**MATERIAL:**
"""

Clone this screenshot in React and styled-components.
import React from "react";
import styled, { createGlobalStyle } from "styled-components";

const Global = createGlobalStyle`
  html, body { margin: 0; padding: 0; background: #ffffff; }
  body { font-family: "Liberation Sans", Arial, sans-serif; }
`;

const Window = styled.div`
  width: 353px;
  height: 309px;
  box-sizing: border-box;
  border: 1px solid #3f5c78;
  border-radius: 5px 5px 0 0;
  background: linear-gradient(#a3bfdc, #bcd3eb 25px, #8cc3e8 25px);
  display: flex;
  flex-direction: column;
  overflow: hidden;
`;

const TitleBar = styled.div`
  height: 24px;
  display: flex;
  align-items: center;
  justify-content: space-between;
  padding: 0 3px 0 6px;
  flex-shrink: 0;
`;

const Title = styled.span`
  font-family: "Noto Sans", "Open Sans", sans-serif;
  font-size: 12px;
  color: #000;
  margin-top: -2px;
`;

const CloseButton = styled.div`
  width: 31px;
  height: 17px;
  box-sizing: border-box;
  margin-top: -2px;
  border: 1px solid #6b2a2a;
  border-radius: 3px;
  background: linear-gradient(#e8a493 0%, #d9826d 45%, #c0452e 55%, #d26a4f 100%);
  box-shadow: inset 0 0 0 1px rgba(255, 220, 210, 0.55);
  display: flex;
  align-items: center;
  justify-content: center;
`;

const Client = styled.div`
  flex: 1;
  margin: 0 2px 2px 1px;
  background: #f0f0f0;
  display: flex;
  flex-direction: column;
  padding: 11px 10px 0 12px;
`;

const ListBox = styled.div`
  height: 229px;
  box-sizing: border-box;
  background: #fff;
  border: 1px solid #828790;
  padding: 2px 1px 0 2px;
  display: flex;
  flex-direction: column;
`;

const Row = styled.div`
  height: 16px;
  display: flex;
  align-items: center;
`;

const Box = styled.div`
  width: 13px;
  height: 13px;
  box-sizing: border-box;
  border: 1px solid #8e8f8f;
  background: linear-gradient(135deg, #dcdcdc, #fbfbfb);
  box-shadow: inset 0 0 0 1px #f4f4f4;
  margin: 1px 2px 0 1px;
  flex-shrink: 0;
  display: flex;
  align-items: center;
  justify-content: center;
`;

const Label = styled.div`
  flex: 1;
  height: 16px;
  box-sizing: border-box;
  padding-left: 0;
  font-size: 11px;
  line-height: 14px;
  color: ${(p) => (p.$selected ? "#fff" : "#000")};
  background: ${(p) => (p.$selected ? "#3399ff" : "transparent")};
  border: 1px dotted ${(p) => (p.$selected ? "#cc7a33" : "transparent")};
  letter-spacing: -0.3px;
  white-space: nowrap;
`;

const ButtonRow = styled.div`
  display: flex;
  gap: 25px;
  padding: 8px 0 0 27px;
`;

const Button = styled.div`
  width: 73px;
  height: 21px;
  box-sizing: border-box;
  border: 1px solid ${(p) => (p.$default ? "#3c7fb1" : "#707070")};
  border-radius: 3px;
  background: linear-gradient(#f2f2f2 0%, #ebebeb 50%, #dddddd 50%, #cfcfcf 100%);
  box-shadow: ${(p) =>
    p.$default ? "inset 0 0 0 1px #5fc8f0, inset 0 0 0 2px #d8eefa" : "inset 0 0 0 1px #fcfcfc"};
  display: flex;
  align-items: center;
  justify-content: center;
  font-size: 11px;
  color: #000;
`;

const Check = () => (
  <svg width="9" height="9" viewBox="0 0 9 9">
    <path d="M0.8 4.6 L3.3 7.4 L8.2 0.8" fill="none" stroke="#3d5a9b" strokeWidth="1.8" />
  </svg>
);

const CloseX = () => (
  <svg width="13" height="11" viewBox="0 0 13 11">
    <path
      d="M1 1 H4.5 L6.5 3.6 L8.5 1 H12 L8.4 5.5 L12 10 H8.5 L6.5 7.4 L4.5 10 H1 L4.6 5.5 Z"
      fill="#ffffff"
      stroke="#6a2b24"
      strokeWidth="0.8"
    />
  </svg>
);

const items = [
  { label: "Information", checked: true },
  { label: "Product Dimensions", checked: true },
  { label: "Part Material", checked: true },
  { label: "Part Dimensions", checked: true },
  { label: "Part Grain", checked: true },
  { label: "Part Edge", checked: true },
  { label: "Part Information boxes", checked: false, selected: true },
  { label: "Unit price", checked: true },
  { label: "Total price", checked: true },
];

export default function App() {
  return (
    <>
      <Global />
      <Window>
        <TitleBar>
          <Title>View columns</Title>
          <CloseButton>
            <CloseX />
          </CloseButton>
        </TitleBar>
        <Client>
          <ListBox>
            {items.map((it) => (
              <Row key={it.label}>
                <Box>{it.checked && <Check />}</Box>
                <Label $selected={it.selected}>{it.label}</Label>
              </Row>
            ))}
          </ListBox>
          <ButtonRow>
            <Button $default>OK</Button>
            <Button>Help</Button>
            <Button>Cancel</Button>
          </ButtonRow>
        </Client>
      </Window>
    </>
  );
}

"""

**INSTRUCTIONS TO FOLLOW:** Reproduce the material exactly, with every line intact.

**FINISHED EXERCISE:**
Clone this screenshot in React and styled-components.
import React from "react";
import styled, { createGlobalStyle } from "styled-components";

const Global = createGlobalStyle`
  html, body { margin: 0; padding: 0; background: #ffffff; }
  body { font-family: "Liberation Sans", Arial, sans-serif; }
`;

const Window = styled.div`
  width: 353px;
  height: 309px;
  box-sizing: border-box;
  border: 1px solid #3f5c78;
  border-radius: 5px 5px 0 0;
  background: linear-gradient(#a3bfdc, #bcd3eb 25px, #8cc3e8 25px);
  display: flex;
  flex-direction: column;
  overflow: hidden;
`;

const TitleBar = styled.div`
  height: 24px;
  display: flex;
  align-items: center;
  justify-content: space-between;
  padding: 0 3px 0 6px;
  flex-shrink: 0;
`;

const Title = styled.span`
  font-family: "Noto Sans", "Open Sans", sans-serif;
  font-size: 12px;
  color: #000;
  margin-top: -2px;
`;

const CloseButton = styled.div`
  width: 31px;
  height: 17px;
  box-sizing: border-box;
  margin-top: -2px;
  border: 1px solid #6b2a2a;
  border-radius: 3px;
  background: linear-gradient(#e8a493 0%, #d9826d 45%, #c0452e 55%, #d26a4f 100%);
  box-shadow: inset 0 0 0 1px rgba(255, 220, 210, 0.55);
  display: flex;
  align-items: center;
  justify-content: center;
`;

const Client = styled.div`
  flex: 1;
  margin: 0 2px 2px 1px;
  background: #f0f0f0;
  display: flex;
  flex-direction: column;
  padding: 11px 10px 0 12px;
`;

const ListBox = styled.div`
  height: 229px;
  box-sizing: border-box;
  background: #fff;
  border: 1px solid #828790;
  padding: 2px 1px 0 2px;
  display: flex;
  flex-direction: column;
`;

const Row = styled.div`
  height: 16px;
  display: flex;
  align-items: center;
`;

const Box = styled.div`
  width: 13px;
  height: 13px;
  box-sizing: border-box;
  border: 1px solid #8e8f8f;
  background: linear-gradient(135deg, #dcdcdc, #fbfbfb);
  box-shadow: inset 0 0 0 1px #f4f4f4;
  margin: 1px 2px 0 1px;
  flex-shrink: 0;
  display: flex;
  align-items: center;
  justify-content: center;
`;

const Label = styled.div`
  flex: 1;
  height: 16px;
  box-sizing: border-box;
  padding-left: 0;
  font-size: 11px;
  line-height: 14px;
  color: ${(p) => (p.$selected ? "#fff" : "#000")};
  background: ${(p) => (p.$selected ? "#3399ff" : "transparent")};
  border: 1px dotted ${(p) => (p.$selected ? "#cc7a33" : "transparent")};
  letter-spacing: -0.3px;
  white-space: nowrap;
`;

const ButtonRow = styled.div`
  display: flex;
  gap: 25px;
  padding: 8px 0 0 27px;
`;

const Button = styled.div`
  width: 73px;
  height: 21px;
  box-sizing: border-box;
  border: 1px solid ${(p) => (p.$default ? "#3c7fb1" : "#707070")};
  border-radius: 3px;
  background: linear-gradient(#f2f2f2 0%, #ebebeb 50%, #dddddd 50%, #cfcfcf 100%);
  box-shadow: ${(p) =>
    p.$default ? "inset 0 0 0 1px #5fc8f0, inset 0 0 0 2px #d8eefa" : "inset 0 0 0 1px #fcfcfc"};
  display: flex;
  align-items: center;
  justify-content: center;
  font-size: 11px;
  color: #000;
`;

const Check = () => (
  <svg width="9" height="9" viewBox="0 0 9 9">
    <path d="M0.8 4.6 L3.3 7.4 L8.2 0.8" fill="none" stroke="#3d5a9b" strokeWidth="1.8" />
  </svg>
);

const CloseX = () => (
  <svg width="13" height="11" viewBox="0 0 13 11">
    <path
      d="M1 1 H4.5 L6.5 3.6 L8.5 1 H12 L8.4 5.5 L12 10 H8.5 L6.5 7.4 L4.5 10 H1 L4.6 5.5 Z"
      fill="#ffffff"
      stroke="#6a2b24"
      strokeWidth="0.8"
    />
  </svg>
);

const items = [
  { label: "Information", checked: true },
  { label: "Product Dimensions", checked: true },
  { label: "Part Material", checked: true },
  { label: "Part Dimensions", checked: true },
  { label: "Part Grain", checked: true },
  { label: "Part Edge", checked: true },
  { label: "Part Information boxes", checked: false, selected: true },
  { label: "Unit price", checked: true },
  { label: "Total price", checked: true },
];

export default function App() {
  return (
    <>
      <Global />
      <Window>
        <TitleBar>
          <Title>View columns</Title>
          <CloseButton>
            <CloseX />
          </CloseButton>
        </TitleBar>
        <Client>
          <ListBox>
            {items.map((it) => (
              <Row key={it.label}>
                <Box>{it.checked && <Check />}</Box>
                <Label $selected={it.selected}>{it.label}</Label>
              </Row>
            ))}
          </ListBox>
          <ButtonRow>
            <Button $default>OK</Button>
            <Button>Help</Button>
            <Button>Cancel</Button>
          </ButtonRow>
        </Client>
      </Window>
    </>
  );
}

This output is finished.